[Python-ideas] Dart like multi line strings identation
Richard Damon
Richard at Damon-Family.org
Sun Apr 1 15:42:18 EDT 2018
On 4/1/18 8:36 AM, Steven D'Aprano wrote:
> On Sun, Apr 01, 2018 at 08:08:41AM -0400, Richard Damon wrote:
>
>> One comment about the 'combitorial explosion' is that it sort of assumes
>> that each individual combination case needs to be handled with distinct
>> code.
> No -- as I said in an earlier post, Terry and I (and Eric) are talking
> about the explosion in number of prefixes, not the complexity of the
> code.
>
> You are right that many of the prefixes can be handled by the same code:
>
> rfd rfD rFd rFD rdf rdF rDf rDF
> Rfd RfD RFd RFD Rdf RdF RDf RDF
> frd frD fRd fRD fdr fdR fDr fDR
> Frd FrD FRd FRD Fdr FdR FDr FDR
> drf drF dRf dRF dfr dfR dFr dFR
> Drf DrF DRf DRF Dfr DfR DFr DFR
> # why did we support all these combinations? who uses them?
>
> presumably will all handled by the same "raw dedent f-string" code.
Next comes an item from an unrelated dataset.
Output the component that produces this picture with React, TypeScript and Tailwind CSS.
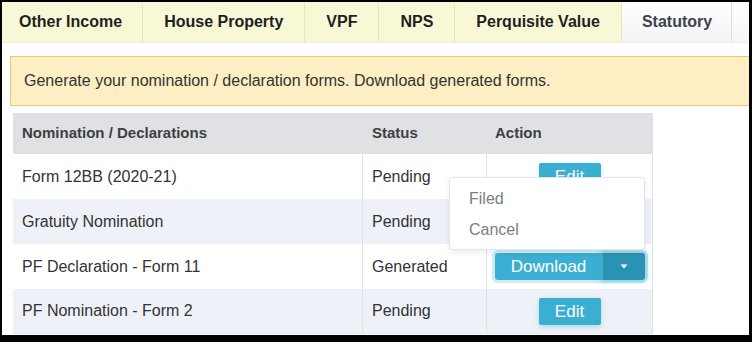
import React from "react";

const tabs = ["Other Income", "House Property", "VPF", "NPS", "Perquisite Value"];

const rows = [
  { name: "Form 12BB (2020-21)", status: "Pending", action: "edit" },
  { name: "Gratuity Nomination", status: "Pending", action: "none" },
  { name: "PF Declaration - Form 11", status: "Generated", action: "download" },
  { name: "PF Nomination - Form 2", status: "Pending", action: "edit" },
];

function EditButton() {
  return (
    <button className="h-[27px] w-[62px] bg-[#3aafd1] text-white text-[17px] leading-none rounded-[2px] shadow-[0_2px_5px_rgba(58,175,209,0.35)]">
      Edit
    </button>
  );
}

function DownloadButton() {
  return (
    <div className="flex h-[27px] w-[150px] rounded-[3px] shadow-[0_0_0_3px_rgba(58,175,209,0.25)]">
      <div className="flex w-[108px] items-center justify-center rounded-l-[3px] bg-[#3aafd1] text-white text-[17px]">
        Download
      </div>
      <div className="flex w-[42px] items-center justify-center rounded-r-[3px] bg-[#2a92b2] shadow-[0_0_4px_2px_rgba(58,175,209,0.45)]">
        <svg width="8" height="5" viewBox="0 0 8 5">
          <path d="M0.5 0.5 L7.5 0.5 L4 4.5 Z" fill="#ffffff" />
        </svg>
      </div>
    </div>
  );
}

export default function App() {
  return (
    <div
      className="w-[752px] h-[342px] bg-black pt-[2px] pl-[2px] overflow-hidden"
      style={{ fontFamily: '"Liberation Sans", Arial, sans-serif' }}
    >
      <div className="relative w-[747px] h-[333px] bg-white overflow-hidden">
        {/* Tabs */}
        <div className="flex h-[41px] bg-[#f9f8d6] border-b border-[#efeee0]">
          {tabs.map((t, i) => (
            <div
              key={t}
              className={`flex items-center border-r border-[#e9e7b8] text-[16px] font-bold text-[#1f1f1f] ${
                i === 0 ? "pl-[17px] pr-[20px]" : "px-[21px]"
              }`}
            >
              {t}
            </div>
          ))}
          <div className="flex items-center border-r border-[#dcdcdc] pl-[20px] pr-[19px] text-[16px] font-bold text-[#3b4350] bg-gradient-to-b from-white to-[#f3f3f3]">
            Statutory
          </div>
          <div className="flex-1 bg-gradient-to-b from-white to-[#f6f6f6]" />
        </div>

        {/* Alert */}
        <div className="mt-[13px] ml-[8px] w-[745px] h-[50px] flex items-center border border-[#f1c76f] bg-[#fdefc3] pl-[13px] text-[16px] text-[#333]">
          Generate your nomination / declaration forms. Download generated forms.
        </div>

        {/* Table */}
        <div className="mt-[7px] ml-[11px] w-[640px] border-b border-[#e3e5ea]">
          <div className="flex h-[41px] bg-[#e0e1e4] text-[15px] font-bold text-[#3f3f3f]">
            <div className="flex w-[350px] items-center pl-[9px]">Nomination / Declarations</div>
            <div className="flex w-[124px] items-center pl-[9px]">Status</div>
            <div className="flex w-[166px] items-center pl-[8px]">Action</div>
          </div>
          {rows.map((r, i) => (
            <div
              key={r.name}
              className={`flex ${i === 3 ? "h-[44px]" : "h-[45px]"} text-[16px] text-[#333] ${
                i % 2 === 1 ? "bg-[#eef1f8]" : "bg-white"
              }`}
            >
              <div className="flex w-[350px] items-center pl-[9px] border-r border-[#dfe1e6]">{r.name}</div>
              <div className="flex w-[124px] items-center pl-[9px] border-r border-[#dfe1e6]">{r.status}</div>
              <div className="flex w-[166px] items-center justify-center border-r border-[#dfe1e6]">
                {r.action === "edit" && <EditButton />}
                {r.action === "download" && <DownloadButton />}
              </div>
            </div>
          ))}
        </div>

        {/* Dropdown menu */}
        <div className="absolute left-[447px] top-[175px] w-[196px] h-[73px] rounded-[4px] border border-[#e4e6ea] bg-white py-[5px] shadow-[0_2px_6px_rgba(0,0,0,0.08)]">
          <div className="flex h-[31px] items-center pl-[19px] text-[16px] text-[#7a7e85]">Filed</div>
          <div className="flex h-[31px] items-center pl-[19px] text-[16px] text-[#7a7e85]">Cancel</div>
        </div>
      </div>
    </div>
  );
}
But
> the parser still has to handle all those cases, and so does the person
> reading the code.
>
> And that *mental complexity* is (in my opinion) the biggest issue with
> adding a new d-prefix, and why I would rather make it a method.
>
> Another big advantage of a method is that we can apply it to
> non-literals too.
>
> The number of code paths increases too, but not anywhere as fast:
>
> # existing
> - regular ("cooked") triple-quoted string;
> - raw string;
> - f-string
> - raw f-string
>
> # proposed additions
> - dedent string
> - raw dedent string
> - dedent f-string
> - raw dedent f-string
>
> so roughly doubling the number of cases. I doubt that will double the
> code complexity, but it will complicate it somewhat.
>
> Apart from parsing, the actual complexity to the code will probably be
> similar whether it is a method or a prefix. After all, whichever we do,
> we still need built-in dedent code.
>
>
I think you miss my point that we shouldn't be parsing by each
combination of prefixes (even collapsing equivalent ones), and instead
by each prefix adjusting the rules for parse, which a single parsing
routine uses. Mentally, you should be doing the same. I think that the
grammar trying to exhaustively list the prefixes is awkward, and would
be better served by a simpler production that allows for an arbitrary
combination of the prefixes combined with a rule properly limiting the
combinations of letters allowed, something like: one one of a give
letter (case insensitive), at most one of b, u, and f, at most one of r
and u (for python 3), then followed like currently with a description of
what each letter does. This removes the combitorial explosion that is
already starting with the addition of f.